Il protocollo d’intesa. In un’aula magna gremita, è stato presentato un protocollo d’intesa sottoscritto tra Lateranense e Dipartimento, illustrato da Massolo: “Un’inedita collaborazione per fare quattro cose. Diffondere: far crescere insieme la consapevolezza dei temi della sicurezza. Formare: aumentando i diversi punti di vista con cui analizzare il contesto. Maggiore spessore: non solo di nozioni, ma anche valoriale, umano, alla fine tutto questo si muove nell’interesse della persona umana. Contribuire sul campo: spesso le strade s’incrociano, a creare condizioni di ragionevole sicurezza, per consolidare la pace”. “Come comparto possiamo offrire un expertise giuridica e tecnica – prosegue Massolo -, possiamo mettere insieme persone e analisi, lo possiamo fare a monte nelle Università e nella nostra Scuola, o a valle, nell’operatività”. Gli interventi degli altri relatori, in particolare quello di Bruno Valensise, spiegano la relazione tra sicurezza nazionale e università. Non si tratta di mero reclutamento; l’intelligence raggiunge l’obiettivo di diffondere una cultura attiva alla sicurezza nazionale, alla responsabilità di ciascuno per la sicurezza di tutti e alla formazione tecnica di alcuni cittadini. L’università può indagare nuovi settori scientifici, utilizzando la competenza e le informazioni privilegiate. Oggi la minaccia non è al confine, “siamo di fronte a sfide nuove: oggi derivano anche da concetti come ‘diversità’ o ‘mobilità’”, spiega Massolo. “Possiamo insieme approfondire la lettura della minaccia – continua – che è ‘asimmetrica’, portata da individui, da gruppi di individui, da una sorta di nebulosa impalpabile. Pensiamo alla galassia di operatori finanziari: agiscono sulla base di informazioni non sistematizzabili”.
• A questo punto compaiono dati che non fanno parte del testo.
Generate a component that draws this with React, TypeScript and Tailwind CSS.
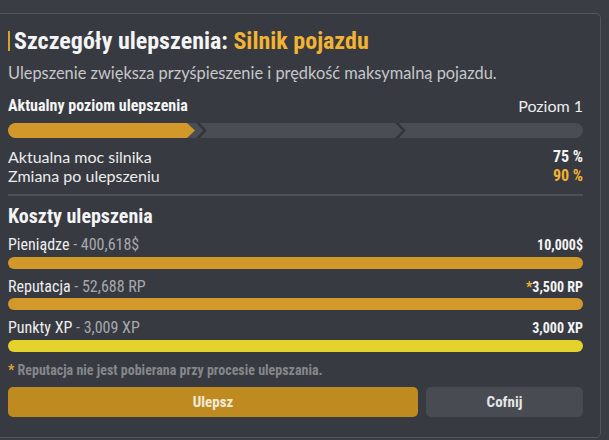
const narrow = "font-['Roboto','DejaVu_Sans_Condensed',sans-serif] [font-stretch:75%]";
const body = "font-['Lato','Open_Sans',sans-serif]";

type Cost = {
    label: string;
    owned: string;
    price: string;
    bar: string;
    starred?: boolean;
};

const costs: Cost[] = [
    { label: "Pieniądze", owned: "400,618$", price: "10,000$", bar: "bg-[#d3982a]" },
    { label: "Reputacja", owned: "52,688 RP", price: "3,500 RP", bar: "bg-[#d3982a]", starred: true },
    { label: "Punkty XP", owned: "3,009 XP", price: "3,000 XP", bar: "bg-[#e6d22c]" },
];

// three step level bar, first step filled
const LevelBar = () => (
    <div className="relative mt-[7px] h-[15px] w-full overflow-hidden rounded-full bg-[#4a4d54]">
        <div className="h-full w-[187px] bg-[#d3982a] [clip-path:polygon(0_0,calc(100%-8px)_0,100%_50%,calc(100%-8px)_100%,0_100%)]" />
        <svg className="absolute inset-0" width="574" height="15" viewBox="0 0 574 15">
            <polyline points="189,-1 197,7.5 189,16" fill="none" stroke="#31343a" strokeWidth="2.5" />
            <polyline points="388,-1 396,7.5 388,16" fill="none" stroke="#31343a" strokeWidth="2.5" />
        </svg>
    </div>
);

export default function App() {
    return (
        <div className="h-[440px] w-[609px] overflow-hidden bg-[#3a3d44]">
            <div className="mt-[13px] -ml-[6px] h-[425px] w-[607px] rounded-[5px] border border-[#53565d] bg-[#373a41] pl-[13px] pr-[17px]">
                <h1 className={`${narrow} mt-[14px] flex h-[26px] items-center text-[24px] font-bold leading-[26px] text-[#f4f4f4]`}>
                    <span className="mr-[4px] h-[20px] w-[2px] bg-[#d9a02a]" />
                    Szczegóły ulepszenia:&nbsp;<span className="text-[#f2b232]">Silnik pojazdu</span>
                </h1>
                <p className={`${body} mt-[9px] h-[20px] text-[16.4px] leading-[20px] text-[#c6c7c9]`}>
                    Ulepszenie zwiększa przyśpieszenie i prędkość maksymalną pojazdu.
                </p>

                <div className="mt-[13px] flex h-[20px] items-center justify-between leading-[20px]">
                    <span className={`${narrow} text-[16px] font-bold text-[#f4f4f4]`}>Aktualny poziom ulepszenia</span>
                    <span className={`${body} text-[16px] text-[#ececec]`}>Poziom 1</span>
                </div>
                <LevelBar />

                <div className="mt-[9px] flex h-[19px] items-center justify-between leading-[19px]">
                    <span className={`${body} text-[16px] text-[#ececec]`}>Aktualna moc silnika</span>
                    <span className={`${narrow} text-[16px] font-bold text-[#f4f4f4]`}>75 %</span>
                </div>
                <div className="flex h-[20px] items-center justify-between leading-[20px]">
                    <span className={`${body} text-[16px] text-[#ececec]`}>Zmiana po ulepszeniu</span>
                    <span className={`${narrow} text-[16px] font-bold text-[#f2b232]`}>90 %</span>
                </div>

                <div className="mt-[8px] h-[2px] bg-[#4d5057]" />

                <h2 className={`${narrow} mt-[8px] h-[24px] text-[20px] font-bold leading-[24px] text-[#f4f4f4]`}>
                    Koszty ulepszenia
                </h2>

                {costs.map((c, i) => (
                    <div key={c.label} className={i === 0 ? "mt-[7px]" : "mt-[8px]"}>
                        <div className="flex h-[20px] items-center justify-between leading-[20px]">
                            <span className={`${narrow} text-[16px] text-[#eeeeee]`}>
                                {c.label} <span className="text-[#a7a9ad]">- {c.owned}</span>
                            </span>
                            <span className={`${narrow} text-[14px] font-bold text-[#f4f4f4]`}>
                                {c.starred && <span className="text-[#f2b232]">*</span>}
                                {c.price}
                            </span>
                        </div>
                        <div className={`${i === 1 ? "mt-[1px]" : "mt-[2px]"} h-[12px] rounded-full ${c.bar}`} />
                    </div>
                ))}

                <p className={`${narrow} mt-[9px] h-[18px] text-[14px] font-bold leading-[18px] text-[#85878b]`}>
                    <span className="text-[#e0a52c]">*</span> Reputacja nie jest pobierana przy procesie ulepszania.
                </p>

                <div className="mt-[8px] flex h-[30px] gap-[8px]">
                    <button className={`${narrow} w-[410px] rounded-[5px] bg-[#bf8a20] text-[15px] font-bold text-[#f1ead8]`}>
                        Ulepsz
                    </button>
                    <button className={`${narrow} flex-1 rounded-[5px] bg-[#484b52] text-[15px] font-bold text-[#e6e6e6]`}>
                        Cofnij
                    </button>
                </div>
            </div>
        </div>
    );
}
Sensibilizzare le future classi dirigenti. Il protocollo può riassumersi quindi in questi nodi centrali: sensibilizzare le future classi dirigenti; potenziare la formazione del personale degli organismi informativi lavorando in sinergia con la Scuola di formazione dei servizi; strutturare una rete di esperti in grado di ottimizzare la capacità analitica e di protezione strategica del “comparto”; favorire lo sviluppo di studi di intelligence, non diffusi in Italia, ma normalità in altre nazioni europee. Fino ad ora sono 16 le università coinvolte, con oltre 2mila partecipanti. La sensazione è che l’intelligence desideri poter contare su una sorta di risposta organizzata e speculare di fronte ai gruppi capaci di materializzarsi e sparire nella “nebulosa” internazionale. In questa direzione anche l’intervento di Domenico Giani che ha ricordato come “la sicurezza non sia solo un problema delle istituzioni, ma riguardi tutti”. Il protocollo siglato è quindi un “uscire fuori” dell’intelligence italiana, un manifestarsi perché sia generalizzata la cultura su cui essa stessa costruisce la sua attività, possibilmente influenzando e servendosi delle menti migliori. Sempre per proteggere l’uomo e realizzare la pace; almeno così assicurano i promotori dell’iniziativa.